Stated goal – Give back each entry unchanged, minus pictures.

Given entries –
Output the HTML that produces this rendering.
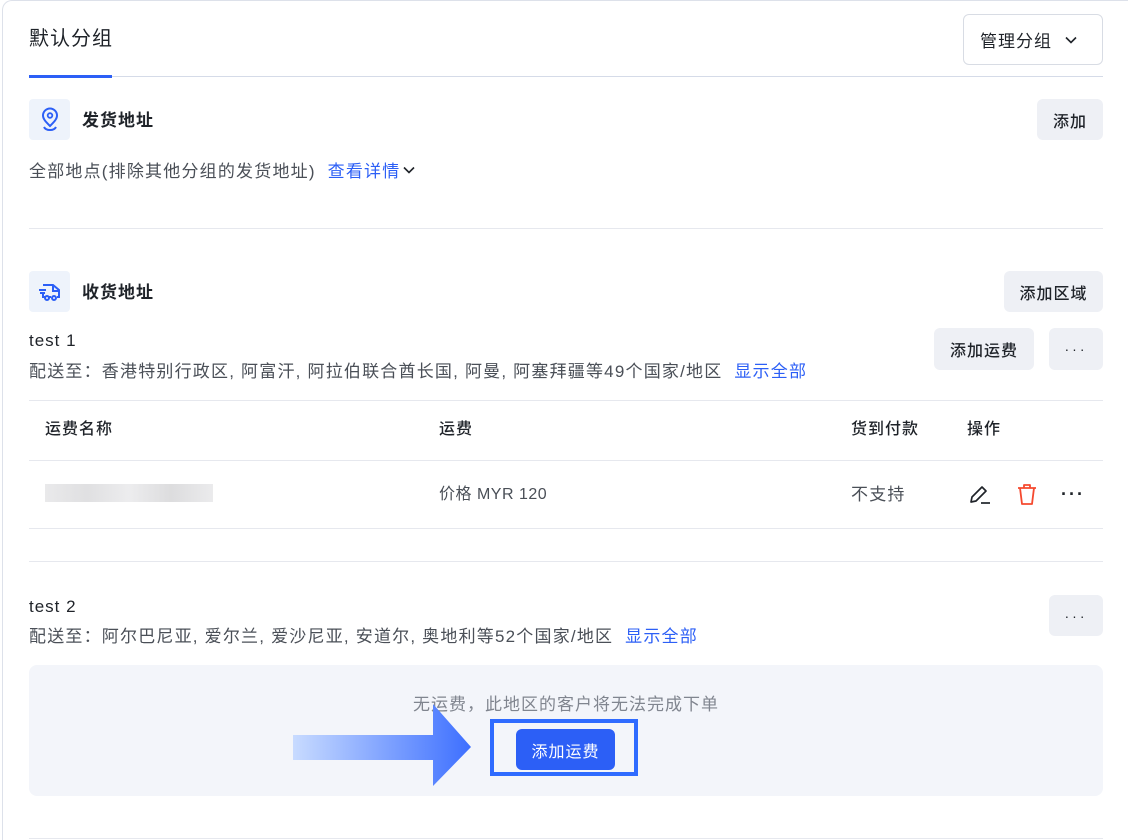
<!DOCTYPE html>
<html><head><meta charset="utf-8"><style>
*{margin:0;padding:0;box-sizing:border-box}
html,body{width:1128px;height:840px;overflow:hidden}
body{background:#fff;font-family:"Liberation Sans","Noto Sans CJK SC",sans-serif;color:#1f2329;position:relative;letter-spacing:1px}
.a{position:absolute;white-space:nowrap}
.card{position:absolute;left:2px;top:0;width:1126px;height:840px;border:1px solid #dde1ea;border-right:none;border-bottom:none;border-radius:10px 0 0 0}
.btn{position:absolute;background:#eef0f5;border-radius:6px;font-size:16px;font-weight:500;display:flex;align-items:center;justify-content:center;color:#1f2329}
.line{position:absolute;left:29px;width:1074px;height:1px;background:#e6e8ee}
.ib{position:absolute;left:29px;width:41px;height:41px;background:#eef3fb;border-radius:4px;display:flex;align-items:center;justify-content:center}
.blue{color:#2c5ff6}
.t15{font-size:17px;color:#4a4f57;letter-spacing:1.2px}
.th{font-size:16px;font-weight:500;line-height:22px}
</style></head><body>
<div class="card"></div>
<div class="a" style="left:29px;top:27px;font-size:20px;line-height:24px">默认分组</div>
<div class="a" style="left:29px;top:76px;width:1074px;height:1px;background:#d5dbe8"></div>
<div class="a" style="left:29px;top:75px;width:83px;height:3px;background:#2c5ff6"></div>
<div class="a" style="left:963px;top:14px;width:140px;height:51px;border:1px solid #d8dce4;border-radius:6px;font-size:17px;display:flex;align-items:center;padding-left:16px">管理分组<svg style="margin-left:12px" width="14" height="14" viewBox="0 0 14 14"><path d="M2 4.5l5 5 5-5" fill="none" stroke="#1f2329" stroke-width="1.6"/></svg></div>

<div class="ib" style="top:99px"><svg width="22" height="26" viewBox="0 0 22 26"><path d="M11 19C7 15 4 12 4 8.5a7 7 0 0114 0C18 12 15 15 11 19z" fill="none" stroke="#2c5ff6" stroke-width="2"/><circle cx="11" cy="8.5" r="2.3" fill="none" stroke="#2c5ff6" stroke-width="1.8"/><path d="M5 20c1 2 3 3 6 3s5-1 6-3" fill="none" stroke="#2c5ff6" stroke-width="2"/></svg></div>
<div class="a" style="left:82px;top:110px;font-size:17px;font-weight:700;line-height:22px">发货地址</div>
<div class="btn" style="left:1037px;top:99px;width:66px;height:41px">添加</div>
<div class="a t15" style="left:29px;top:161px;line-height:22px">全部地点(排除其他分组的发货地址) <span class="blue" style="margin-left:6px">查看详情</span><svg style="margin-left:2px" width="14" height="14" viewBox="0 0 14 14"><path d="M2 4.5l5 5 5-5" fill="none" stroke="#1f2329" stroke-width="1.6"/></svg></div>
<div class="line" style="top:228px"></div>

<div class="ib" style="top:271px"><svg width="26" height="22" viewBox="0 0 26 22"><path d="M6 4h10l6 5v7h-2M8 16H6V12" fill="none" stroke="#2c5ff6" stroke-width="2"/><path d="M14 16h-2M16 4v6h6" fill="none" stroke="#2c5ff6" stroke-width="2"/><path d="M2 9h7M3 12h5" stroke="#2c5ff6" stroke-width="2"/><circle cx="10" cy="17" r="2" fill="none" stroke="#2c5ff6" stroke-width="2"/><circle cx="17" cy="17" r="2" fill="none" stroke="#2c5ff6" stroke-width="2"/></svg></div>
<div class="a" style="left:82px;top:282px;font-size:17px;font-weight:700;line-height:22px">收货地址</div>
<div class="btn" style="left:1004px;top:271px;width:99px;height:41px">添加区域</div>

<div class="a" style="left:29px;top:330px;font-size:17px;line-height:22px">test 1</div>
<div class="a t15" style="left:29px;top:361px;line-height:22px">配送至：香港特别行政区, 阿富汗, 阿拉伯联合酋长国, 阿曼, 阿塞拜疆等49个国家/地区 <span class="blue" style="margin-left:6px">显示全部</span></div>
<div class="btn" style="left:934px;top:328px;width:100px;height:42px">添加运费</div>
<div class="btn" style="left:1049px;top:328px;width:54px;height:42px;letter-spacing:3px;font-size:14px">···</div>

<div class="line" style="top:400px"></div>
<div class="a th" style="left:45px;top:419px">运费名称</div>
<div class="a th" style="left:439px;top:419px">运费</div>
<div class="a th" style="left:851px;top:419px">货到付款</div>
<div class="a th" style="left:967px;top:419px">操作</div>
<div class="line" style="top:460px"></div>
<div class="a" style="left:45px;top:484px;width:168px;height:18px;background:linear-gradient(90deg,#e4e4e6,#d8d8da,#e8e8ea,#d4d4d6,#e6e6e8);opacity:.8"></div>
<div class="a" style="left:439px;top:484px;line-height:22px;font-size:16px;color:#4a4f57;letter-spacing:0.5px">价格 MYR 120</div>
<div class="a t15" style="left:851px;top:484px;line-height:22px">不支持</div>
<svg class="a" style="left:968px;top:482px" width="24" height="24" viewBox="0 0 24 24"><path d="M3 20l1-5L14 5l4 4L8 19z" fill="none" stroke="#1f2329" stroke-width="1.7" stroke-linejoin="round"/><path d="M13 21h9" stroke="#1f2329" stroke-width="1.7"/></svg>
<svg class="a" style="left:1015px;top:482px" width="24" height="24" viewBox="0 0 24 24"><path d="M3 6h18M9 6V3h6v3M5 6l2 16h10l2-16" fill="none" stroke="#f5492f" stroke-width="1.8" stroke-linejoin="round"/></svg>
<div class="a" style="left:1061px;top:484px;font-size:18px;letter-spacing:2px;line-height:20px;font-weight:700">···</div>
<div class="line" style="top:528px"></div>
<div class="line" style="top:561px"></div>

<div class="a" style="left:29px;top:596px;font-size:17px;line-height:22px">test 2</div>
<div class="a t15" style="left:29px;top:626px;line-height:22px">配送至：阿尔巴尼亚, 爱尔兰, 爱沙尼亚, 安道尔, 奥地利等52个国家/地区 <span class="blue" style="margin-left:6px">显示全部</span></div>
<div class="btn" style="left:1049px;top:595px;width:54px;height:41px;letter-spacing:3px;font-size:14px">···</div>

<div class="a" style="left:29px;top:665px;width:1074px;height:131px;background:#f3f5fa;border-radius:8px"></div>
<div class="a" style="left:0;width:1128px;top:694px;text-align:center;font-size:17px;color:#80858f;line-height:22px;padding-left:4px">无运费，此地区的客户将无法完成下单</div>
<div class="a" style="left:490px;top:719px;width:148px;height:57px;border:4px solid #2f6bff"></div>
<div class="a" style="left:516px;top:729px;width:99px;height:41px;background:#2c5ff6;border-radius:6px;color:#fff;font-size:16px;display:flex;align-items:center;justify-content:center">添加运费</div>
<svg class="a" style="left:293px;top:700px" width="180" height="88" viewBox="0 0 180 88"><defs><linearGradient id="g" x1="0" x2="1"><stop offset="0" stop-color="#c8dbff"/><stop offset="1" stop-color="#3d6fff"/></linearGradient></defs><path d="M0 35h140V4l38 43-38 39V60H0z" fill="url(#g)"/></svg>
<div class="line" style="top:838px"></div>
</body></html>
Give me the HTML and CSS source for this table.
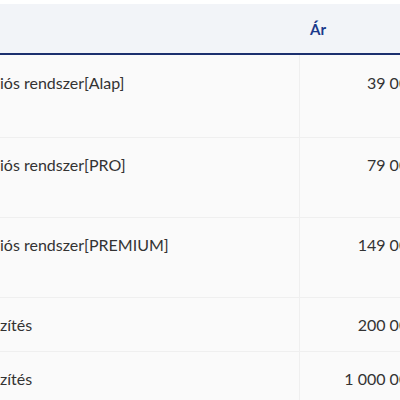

Result –
Output the HTML that produces this rendering.
<!DOCTYPE html>
<html><head><meta charset="utf-8"><style>
*{margin:0;padding:0;box-sizing:border-box}
html,body{width:1128px;height:840px;overflow:hidden}
body{background:#fff;font-family:"Liberation Sans","Noto Sans CJK SC",sans-serif;color:#1f2329;position:relative;letter-spacing:1px}
.a{position:absolute;white-space:nowrap}
.card{position:absolute;left:2px;top:0;width:1126px;height:840px;border:1px solid #dde1ea;border-right:none;border-bottom:none;border-radius:10px 0 0 0}
.btn{position:absolute;background:#eef0f5;border-radius:6px;font-size:16px;font-weight:500;display:flex;align-items:center;justify-content:center;color:#1f2329}
.line{position:absolute;left:29px;width:1074px;height:1px;background:#e6e8ee}
.ib{position:absolute;left:29px;width:41px;height:41px;background:#eef3fb;border-radius:4px;display:flex;align-items:center;justify-content:center}
.blue{color:#2c5ff6}
.t15{font-size:17px;color:#4a4f57;letter-spacing:1.2px}
.th{font-size:16px;font-weight:500;line-height:22px}
</style></head><body>
<div class="card"></div>
<div class="a" style="left:29px;top:27px;font-size:20px;line-height:24px">默认分组</div>
<div class="a" style="left:29px;top:76px;width:1074px;height:1px;background:#d5dbe8"></div>
<div class="a" style="left:29px;top:75px;width:83px;height:3px;background:#2c5ff6"></div>
<div class="a" style="left:963px;top:14px;width:140px;height:51px;border:1px solid #d8dce4;border-radius:6px;font-size:17px;display:flex;align-items:center;padding-left:16px">管理分组<svg style="margin-left:12px" width="14" height="14" viewBox="0 0 14 14"><path d="M2 4.5l5 5 5-5" fill="none" stroke="#1f2329" stroke-width="1.6"/></svg></div>

<div class="ib" style="top:99px"><svg width="22" height="26" viewBox="0 0 22 26"><path d="M11 19C7 15 4 12 4 8.5a7 7 0 0114 0C18 12 15 15 11 19z" fill="none" stroke="#2c5ff6" stroke-width="2"/><circle cx="11" cy="8.5" r="2.3" fill="none" stroke="#2c5ff6" stroke-width="1.8"/><path d="M5 20c1 2 3 3 6 3s5-1 6-3" fill="none" stroke="#2c5ff6" stroke-width="2"/></svg></div>
<div class="a" style="left:82px;top:110px;font-size:17px;font-weight:700;line-height:22px">发货地址</div>
<div class="btn" style="left:1037px;top:99px;width:66px;height:41px">添加</div>
<div class="a t15" style="left:29px;top:161px;line-height:22px">全部地点(排除其他分组的发货地址) <span class="blue" style="margin-left:6px">查看详情</span><svg style="margin-left:2px" width="14" height="14" viewBox="0 0 14 14"><path d="M2 4.5l5 5 5-5" fill="none" stroke="#1f2329" stroke-width="1.6"/></svg></div>
<div class="line" style="top:228px"></div>

<div class="ib" style="top:271px"><svg width="26" height="22" viewBox="0 0 26 22"><path d="M6 4h10l6 5v7h-2M8 16H6V12" fill="none" stroke="#2c5ff6" stroke-width="2"/><path d="M14 16h-2M16 4v6h6" fill="none" stroke="#2c5ff6" stroke-width="2"/><path d="M2 9h7M3 12h5" stroke="#2c5ff6" stroke-width="2"/><circle cx="10" cy="17" r="2" fill="none" stroke="#2c5ff6" stroke-width="2"/><circle cx="17" cy="17" r="2" fill="none" stroke="#2c5ff6" stroke-width="2"/></svg></div>
<div class="a" style="left:82px;top:282px;font-size:17px;font-weight:700;line-height:22px">收货地址</div>
<div class="btn" style="left:1004px;top:271px;width:99px;height:41px">添加区域</div>

<div class="a" style="left:29px;top:330px;font-size:17px;line-height:22px">test 1</div>
<div class="a t15" style="left:29px;top:361px;line-height:22px">配送至：香港特别行政区, 阿富汗, 阿拉伯联合酋长国, 阿曼, 阿塞拜疆等49个国家/地区 <span class="blue" style="margin-left:6px">显示全部</span></div>
<div class="btn" style="left:934px;top:328px;width:100px;height:42px">添加运费</div>
<div class="btn" style="left:1049px;top:328px;width:54px;height:42px;letter-spacing:3px;font-size:14px">···</div>

<div class="line" style="top:400px"></div>
<div class="a th" style="left:45px;top:419px">运费名称</div>
<div class="a th" style="left:439px;top:419px">运费</div>
<div class="a th" style="left:851px;top:419px">货到付款</div>
<div class="a th" style="left:967px;top:419px">操作</div>
<div class="line" style="top:460px"></div>
<div class="a" style="left:45px;top:484px;width:168px;height:18px;background:linear-gradient(90deg,#e4e4e6,#d8d8da,#e8e8ea,#d4d4d6,#e6e6e8);opacity:.8"></div>
<div class="a" style="left:439px;top:484px;line-height:22px;font-size:16px;color:#4a4f57;letter-spacing:0.5px">价格 MYR 120</div>
<div class="a t15" style="left:851px;top:484px;line-height:22px">不支持</div>
<svg class="a" style="left:968px;top:482px" width="24" height="24" viewBox="0 0 24 24"><path d="M3 20l1-5L14 5l4 4L8 19z" fill="none" stroke="#1f2329" stroke-width="1.7" stroke-linejoin="round"/><path d="M13 21h9" stroke="#1f2329" stroke-width="1.7"/></svg>
<svg class="a" style="left:1015px;top:482px" width="24" height="24" viewBox="0 0 24 24"><path d="M3 6h18M9 6V3h6v3M5 6l2 16h10l2-16" fill="none" stroke="#f5492f" stroke-width="1.8" stroke-linejoin="round"/></svg>
<div class="a" style="left:1061px;top:484px;font-size:18px;letter-spacing:2px;line-height:20px;font-weight:700">···</div>
<div class="line" style="top:528px"></div>
<div class="line" style="top:561px"></div>

<div class="a" style="left:29px;top:596px;font-size:17px;line-height:22px">test 2</div>
<div class="a t15" style="left:29px;top:626px;line-height:22px">配送至：阿尔巴尼亚, 爱尔兰, 爱沙尼亚, 安道尔, 奥地利等52个国家/地区 <span class="blue" style="margin-left:6px">显示全部</span></div>
<div class="btn" style="left:1049px;top:595px;width:54px;height:41px;letter-spacing:3px;font-size:14px">···</div>

<div class="a" style="left:29px;top:665px;width:1074px;height:131px;background:#f3f5fa;border-radius:8px"></div>
<div class="a" style="left:0;width:1128px;top:694px;text-align:center;font-size:17px;color:#80858f;line-height:22px;padding-left:4px">无运费，此地区的客户将无法完成下单</div>
<div class="a" style="left:490px;top:719px;width:148px;height:57px;border:4px solid #2f6bff"></div>
<div class="a" style="left:516px;top:729px;width:99px;height:41px;background:#2c5ff6;border-radius:6px;color:#fff;font-size:16px;display:flex;align-items:center;justify-content:center">添加运费</div>
<svg class="a" style="left:293px;top:700px" width="180" height="88" viewBox="0 0 180 88"><defs><linearGradient id="g" x1="0" x2="1"><stop offset="0" stop-color="#c8dbff"/><stop offset="1" stop-color="#3d6fff"/></linearGradient></defs><path d="M0 35h140V4l38 43-38 39V60H0z" fill="url(#g)"/></svg>
<div class="line" style="top:838px"></div>
</body></html>
Give me the HTML and CSS source for this table.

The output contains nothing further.